With the typically confused disciples Jesus  finally arrives at Mary and Martha’s. Lazarus has been dead 4 days and the whole community is gathered around in mourning. Martha and Mary both in their grief express frustration and disappointment with Jesus  “Lord, if you had been here, my brother would not have died.” You can feel the pain, the anger. As the story unfolds we see Jesus himself grieving the loss of his friend, and finally Jesus puts flesh on the words he said to Martha, “I am the resurrection and the life.
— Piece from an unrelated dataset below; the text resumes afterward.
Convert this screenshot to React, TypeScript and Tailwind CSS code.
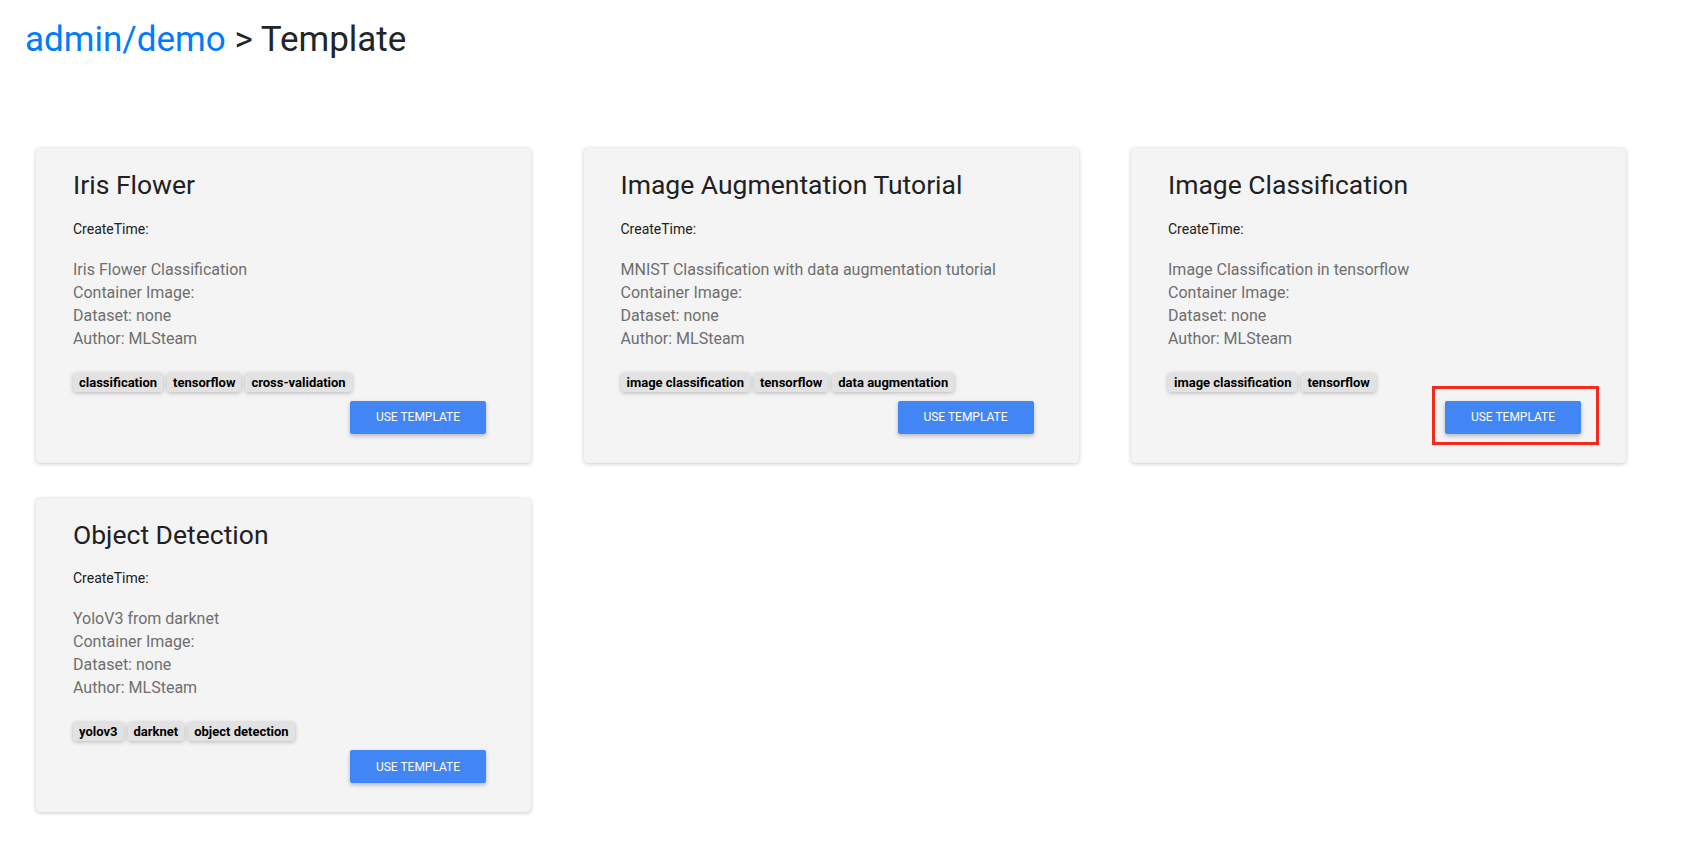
import React from "react";

type Template = {
  name: string;
  description: string;
  tags: string[];
  highlighted?: boolean;
};

const templates: Template[] = [
  {
    name: "Iris Flower",
    description: "Iris Flower Classification",
    tags: ["classification", "tensorflow", "cross-validation"],
  },
  {
    name: "Image Augmentation Tutorial",
    description: "MNIST Classification with data augmentation tutorial",
    tags: ["image classification", "tensorflow", "data augmentation"],
  },
  {
    name: "Image Classification",
    description: "Image Classification in tensorflow",
    tags: ["image classification", "tensorflow"],
    highlighted: true,
  },
  {
    name: "Object Detection",
    description: "YoloV3 from darknet",
    tags: ["yolov3", "darknet", "object detection"],
  },
];

function TemplateCard({ template }: { template: Template }) {
  return (
    <div className="flex flex-col rounded bg-[#f4f4f4] pl-[37px] pr-[45px] pt-5 pb-[29px] shadow-[0_1px_4px_rgba(0,0,0,0.2),0_0_1px_rgba(0,0,0,0.1)]">
      <h3 className="text-[26.5px] leading-[33.6px] font-normal text-[#212121]">
        {template.name}
      </h3>
      <p className="mt-[17px] text-[14px] leading-5 text-[#212121]">CreateTime:</p>
      <div className="mt-[19px] text-[16px] leading-[23px] text-[#6f6f6f]">
        <p>{template.description}</p>
        <p>Container Image:</p>
        <p>Dataset: none</p>
        <p>Author: MLSteam</p>
      </div>
      <div className="mt-[23px] flex gap-1">
        {template.tags.map((tag) => (
          <span
            key={tag}
            className="rounded-[3px] bg-[#e2e2e2] px-[6px] text-[13px] leading-[19px] font-bold text-black shadow-[0_1px_4px_rgba(0,0,0,0.25)]"
          >
            {tag}
          </span>
        ))}
      </div>
      <div className="mt-[9px] flex justify-end">
        <span className="relative">
          <button className="h-[33px] w-[136px] rounded-[2px] bg-[#4285f4] text-[12px] font-normal text-white shadow-[0_2px_4px_rgba(0,0,0,0.25)]">
            USE TEMPLATE
          </button>
          {template.highlighted && (
            <span className="pointer-events-none absolute -top-[15px] -bottom-[11px] -left-[13px] -right-[18px] border-[3px] border-[#f42b1c]" />
          )}
        </span>
      </div>
    </div>
  );
}

export default function App() {
  return (
    <div className="min-h-screen bg-white font-['Roboto','Liberation_Sans',sans-serif]">
      <h1 className="px-[25px] pt-[19px] text-[35px] leading-[42px] font-normal text-[#212529]">
        <span className="text-[#007bff]">admin/demo</span> &gt; Template
      </h1>
      <div className="mt-[87px] grid grid-cols-[repeat(3,495px)] gap-x-[52.5px] gap-y-[35px] pl-9 pb-10">
        {templates.map((t) => (
          <TemplateCard key={t.name} template={t} />
        ))}
      </div>
    </div>
  );
}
Those who believe in me, even though they die, will live.” Jesus asks that the stone of the tomb be rolled away and he cries out to the dead man “Lazarus, come out”, wrapped in strips of cloth, like someone in mummy costume Lazarus walks out.

This is one of the famous stories of our faith, prefiguring Jesus own resurrection from the dead. But what does this story, of confused, anxious disciples, disappointed, grieving sisters, curious, pesky neighbors, a dead man and Jesus have to say to us today?

I think this story reminds us that our journey of faith if we are really attentive to it, does not deny the reality of death, loss, confusion, disappointment or pain but helps give meaning and purpose to our lives and our deaths. This perplexing story tells us that those who were the closest to Jesus, his disciples and friends were often afraid, anxious, and disappointed -- and Jesus responds to their honest, blunt, and angry words with solidarity, compassion and care. Being close to Jesus means we can be real with him.  This story can help us discover the presence of Jesus who raises the dead in the context of our actual daily lives --- not as an abstract, distant, far off, fancy concept but as a living reality rooted in the here and now, as part of a tangible community that breathes, weeps, cries, flexes its muscles, and rolls away stones together.


Jesus’ raising Lazarus is a provocative sign that God’s concern is real life, life with all its joys and sorrows, struggles and confusion. Jesus, the incarnate word made flesh ---  that presence at that tomb, those tears, transforms the boundaries between life and death. Christ’s presence in our lives, at our tombs, in our tears, transforms the world not just in abstract and philosophical ways but in concrete, tangible actions of compassion and solidarity.

Being a follower of Jesus, means eventually showing up to the pain, oppression, sadness, disappointment, grief, complexity and confusion of our real lives wherever those dark places may be. As the saying goes there can be no Easter with out Good Friday, there can be no transformation with out pain, no true reconciliation with out truth telling, no hope with out grief.

Being close to Jesus means we can be real with Jesus. Being a faithful community means we can be real with each other. Martha and Mary, Lazarus too this families honesty, their raw vulnerability creates space for Christ to enter the picture and do holy transforming work in words, tears, and sweat. May we find the same courage to be ourselves, to be real with Jesus and with each other.

The queer Episcopal lay theologian celebrated by the Archbishop of Canterbury on his visit to our last General Convention said

"Being holy, becoming and being a saint, does not mean being perfect but being whole; it does not mean being exceptionally religious, or being religious at all. It means being liberated from religiosity and religious pietism of any sort. It does not mean being godly, but rather being truly human." 
-William Stringfellow, A Keeper of the Word

Thank you Mary, Martha and Lazarus for showing us yourselves, for inviting us to be ourselves in our tears, at our tombs in all our confusions, longings, disappointments, sorrows and helping us discover Christ right there, right here with us.